If ${{\varepsilon }_{0}}$ and ${{\mu }_{0}}$ are, respectively, the electric permittivity and magnetic permeability of free space, $\varepsilon$ and $\mu$ are the corresponding quantities in a medium, the index of refraction of the medium in terms of the above parameters is _ _ _ _ _.
$\text{A}\text{. }\sqrt{\dfrac{\mu \varepsilon }{{{\mu }_{0}}{{\varepsilon }_{0}}}}$
$\text{B}\text{. }\sqrt{\dfrac{\varepsilon }{{{\mu }_{0}}{{\varepsilon }_{0}}}}$
$\text{C}\text{. }\sqrt{\dfrac{2}{{{\mu }_{0}}{{\varepsilon }_{0}}}}$
$\text{D}\text{. }\sqrt{\dfrac{1}{{{\mu }_{0}}{{\varepsilon }_{0}}}}$

Answer 1

The relation between the electric permittivity and the magnetic permeability of a medium is given with help of the speed (v) of light travelling in that medium as $v=\dfrac{1}{\sqrt{\mu \varepsilon }}$. In vacuum, $c=\dfrac{1}{\sqrt{{{\mu }_{0}}{{\varepsilon }_{0}}}}$. Refractive index is defined as $\dfrac{c}{v}$. Use this relations and find the refractive index of a medium in term of $\varepsilon$, $\mu$, ${{\varepsilon }_{0}}$ and ${{\mu }_{0}}$.

Formula used:
$v=\dfrac{1}{\sqrt{\mu \varepsilon }}$
$c=\dfrac{1}{\sqrt{{{\mu }_{0}}{{\varepsilon }_{0}}}}$
Refractive index = $\dfrac{c}{v}$

Complete answer:
$\varepsilon$ is called the electric permittivity of a medium.
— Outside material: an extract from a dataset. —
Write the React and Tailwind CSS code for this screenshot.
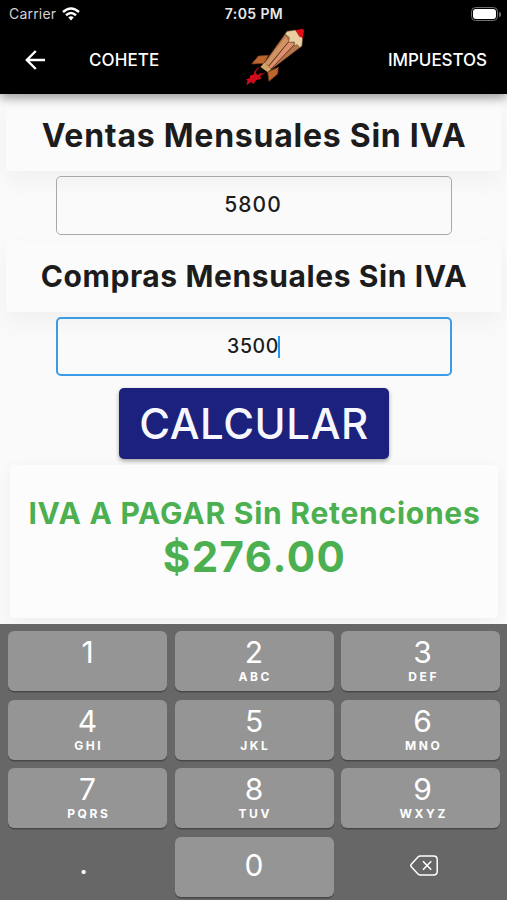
const keys = [
  ['1', ''], ['2', 'ABC'], ['3', 'DEF'],
  ['4', 'GHI'], ['5', 'JKL'], ['6', 'MNO'],
  ['7', 'PQRS'], ['8', 'TUV'], ['9', 'WXYZ'],
];

function Rocket() {
  return (
    <svg viewBox="0 24 240 198" className="h-[66px] w-20" fill="none">
      <path d="M50 132 L70 108 L100 106 L88 130 Z" fill="#bd652f" stroke="#7a3c1c" strokeWidth="2" />
      <path d="M130 142 L128 162 L102 184 L98 156 Z" fill="#bd652f" stroke="#7a3c1c" strokeWidth="2" />
      <path d="M70 140 L58 155 L57 163 L44 167 L45 174 L32 179 L38 182 L34 196 L48 186 L56 192 L64 180 L78 177 L76 166 L86 160 L76 160 L68 166 L62 158 Z" fill="#cf0d1a" />
      <path d="M74 140 L64 154 M92 156 L74 172" stroke="#7d0a10" strokeWidth="3" />
      <path d="M88 128 L150 42 L200 79 L99 156 L77 141 Z" fill="#b9764c" stroke="#4a2817" strokeWidth="2" />
      <path d="M90 130 L152 50 L162 66 L101 136 Z" fill="#cf9364" />
      <path d="M104 138 L162 66 L179 73 L110 146 Z" fill="#dd9170" />
      <path d="M102 137 L162 64 M108 147 L180 72" stroke="#63351f" strokeWidth="3" />
      <path d="M88 128 L77 141 L98 156 L108 148 Z" fill="#d3a468" />
      <path d="M150 42 L156 34 L182 30 L203 53 L201 77 L194 83 L187 74 L178 77 L178 66 L161 67 L163 53 Z" fill="#ead0a0" stroke="#6d4b30" strokeWidth="2" />
      <path d="M181 31 L204 26 L207 33 L203 53 L193 50 Z" fill="#df1019" />
    </svg>
  );
}

function Status() {
  return (
    <div className="grid h-7 grid-cols-3 items-center pl-[9px] pr-[6px] text-[14px] leading-none">
      <div className="flex items-center gap-[6px] text-[#d2d2d2]">
        <span className="tracking-[0.2px]">Carrier</span>
        <svg viewBox="0 0 18 14" className="h-[14px] w-[18px]" fill="none" stroke="#fff" strokeWidth="2.5">
          <path d="M1 5 Q9 -2 17 5" />
          <path d="M4 8.2 Q9 3.8 14 8.2" />
          <path d="M6.2 10.3 Q9 8.2 11.8 10.3 L9 13.5 Z" fill="#fff" stroke="none" />
        </svg>
      </div>
      <span className="pr-[2px] text-center font-semibold tracking-[0.4px] text-[#e8e8e8]">7:05 PM</span>
      <div className="flex items-center justify-end gap-px">
        <div className="flex h-[14px] w-[27px] rounded-[4.5px] border border-[#707070] p-[1px]">
          <div className="flex-1 rounded-[3px] bg-white" />
        </div>
        <div className="h-[5px] w-[2px] rounded-r-full bg-[#707070]" />
      </div>
    </div>
  );
}

export default function App() {
  return (
    <div className="flex h-[900px] w-[507px] flex-col overflow-hidden bg-[#fafafa] font-['Inter',sans-serif] text-[#1c1c1c]">
      <header className="z-10 h-[94px] shrink-0 bg-black text-white shadow-[0_4px_10px_rgba(0,0,0,0.38)]">
        <Status />
        <div className="flex h-[66px] items-center">
          <div className="flex w-[235px] items-center pl-[25px]">
            <svg viewBox="0 0 20 20" className="mb-[2px] h-5 w-5" fill="none" stroke="#fff" strokeWidth="2.4">
              <path d="M20 10 H2.5 M10.8 1 L1.8 10 L10.8 19" />
            </svg>
            <span className="ml-[44px] pb-px text-[17px] font-medium tracking-[0.1px]">COHETE</span>
          </div>
          <Rocket />
          <span className="mr-5 ml-auto pb-px text-[17px] font-medium tracking-[-0.05px]">IMPUESTOS</span>
        </div>
      </header>
      <main className="flex h-[530px] shrink-0 flex-col items-center pt-[6px]">
        <h1 className="flex h-[71px] w-[495px] items-center justify-center rounded bg-[#fbfbfb] pl-px text-[32px] font-bold tracking-[0.75px] whitespace-nowrap shadow-[0_10px_24px_rgba(0,0,0,0.045)]">Ventas Mensuales Sin IVA</h1>
        <div className="z-[1] mt-[5px] ml-px flex h-[59px] w-[396px] items-center justify-center rounded-[5px] border-[1.5px] border-[#a9a9a9] pr-[2px] pb-px text-[21px] font-medium tracking-[1.1px]">5800</div>
        <h1 className="mt-[6px] flex h-[71px] w-[495px] items-center justify-center rounded bg-[#fbfbfb] pl-px text-[30px] font-bold tracking-[0.6px] whitespace-nowrap shadow-[0_10px_24px_rgba(0,0,0,0.045)]">Compras Mensuales Sin IVA</h1>
        <div className="z-[1] mt-[5px] ml-px flex h-[59px] w-[396px] items-center justify-center rounded-[5px] border-2 border-[#3b9be4] pr-px text-[19.5px] font-medium tracking-[0.6px]">
          3500<span className="-ml-px h-[22px] w-[2px] bg-[#2196f3]" />
        </div>
        <button className="mt-3 flex h-[71px] w-[270px] shrink-0 items-center justify-center rounded-[5px] bg-[#1b217c] pl-px text-[42px] font-medium tracking-[0.6px] text-[#f7f8ff] shadow-[0_2px_4px_rgba(0,0,0,0.35)]">CALCULAR</button>
        <section className="mt-[6px] flex h-[153px] w-[488px] shrink-0 flex-col items-center rounded bg-[#fcfcfc] pt-[28px] pl-[2px] font-bold whitespace-nowrap text-[#4caf50] shadow-[0_4px_16px_rgba(0,0,0,0.05)]">
          <p className="text-[30px] leading-[40px] tracking-[0.75px]">IVA A PAGAR Sin Retenciones</p>
          <p className="text-[42px] leading-[48px] tracking-[1.5px]">$276.00</p>
        </section>
      </main>
      <div className="z-10 grid h-[276px] shrink-0 grid-cols-[159px_159px_159px] content-start gap-x-[7.5px] gap-y-[8.5px] bg-[#676767] pt-[7px] pl-2 text-white">
        {keys.map(([n, letters]) => (
          <div key={n} className="flex h-[60px] flex-col items-center rounded-[6px] bg-[#959595] pt-[4px] shadow-[0_1.5px_0_#484848] nth-[3n]:pl-[4px]">
            <span className="text-[30px] leading-[35px] font-normal">{n}</span>
            <span className="pl-[2.5px] text-[12px] leading-[14px] font-bold tracking-[2.6px]">{letters}</span>
          </div>
        ))}
        <div className="flex h-[60px] items-center justify-center pr-[8px] pb-[8px]">
          <span className="text-[30px] leading-none">.</span>
        </div>
        <div className="flex h-[60px] items-center justify-center rounded-[6px] bg-[#959595] pb-[2px] text-[30px] font-normal shadow-[0_1.5px_0_#484848]">0</div>
        <div className="flex h-[60px] items-center justify-center pb-[3px] pl-[6px]">
          <svg viewBox="0 0 28 21" className="h-[21px] w-7" fill="none" stroke="#fff" strokeWidth="1.5">
            <path d="M10.5 1 H23.5 Q27.2 1 27.2 4.5 V16.5 Q27.2 20 23.5 20 H10.5 Q9 20 8 19 L1.5 12 Q0 10.5 1.5 9 L8 2 Q9 1 10.5 1 Z" />
            <path d="M13 6.2 L21.2 14.8 M21.2 6.2 L13 14.8" />
          </svg>
        </div>
      </div>
    </div>
  );
}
It is a proportional constant used in the formula for the electric force between two point charged particles separated by some distance, i.e. $F=\dfrac{{{q}_{1}}{{q}_{2}}}{4\pi \varepsilon {{r}^{2}}}$.
When the charges are present in the medium of vacuum, the electric permittivity is called as permittivity of free space and is denoted as ${{\varepsilon }_{0}}$.
$\mu$ is called the magnetic permeability of a medium. It is a proportional constant used in the formula for the magnetic field produced by a cuurent carrying wire of length l at a point located at a distance r, i.e. $\overrightarrow{B}=\dfrac{\mu i\left( \overrightarrow{l}\times \widehat{r} \right)}{4\pi {{r}^{2}}}$.
When the medium surrounding the wire is vacuum, the magnetic permeability is called as permeability of free space and is denoted as ${{\mu }_{0}}$.
The relation between the electric permittivity and the magnetic permeability of a medium is given with help of the speed (v) of light travelling in that medium as $v=\dfrac{1}{\sqrt{\mu \varepsilon }}$ … (i).
When we talk about vacuum, the speed of light in vacuum is equal to c. In vacuum, $\varepsilon ={{\varepsilon }_{0}}$ and $\mu ={{\mu }_{0}}$.
Therefore,
$c=\dfrac{1}{\sqrt{{{\mu }_{0}}{{\varepsilon }_{0}}}}$ …. (ii).
The refractive index or index of refraction of a medium is defined as the ratio of the speed (c) of light in vacuum to the speed (v) of light in that medium.
Hence, the refractive index is given as $\dfrac{c}{v}$.
Substitute the values of c and v from equations (i) and (ii).
Hence, the value of refractive index can be written as $\dfrac{c}{v}=\dfrac{\dfrac{1}{\sqrt{{{\mu }_{0}}{{\varepsilon }_{0}}}}}{\dfrac{1}{\sqrt{\mu \varepsilon }}}=\dfrac{\sqrt{\mu \varepsilon }}{\sqrt{{{\mu }_{0}}{{\varepsilon }_{0}}}}$.
Hence, the correct option is A.

Note:
Actually, we could have solved the question without knowing the relation between v, $\mu$ and $\varepsilon$. The only point that we must know is that the refractive index is a dimensionless quantity.
This means that out of the given options the option that has no dimension is the correct option. Option A is the square root of the ratio of two same quantities. Therefore, it has no dimensions. And option A is the only option that has no dimension.
Hence, the correct option is A.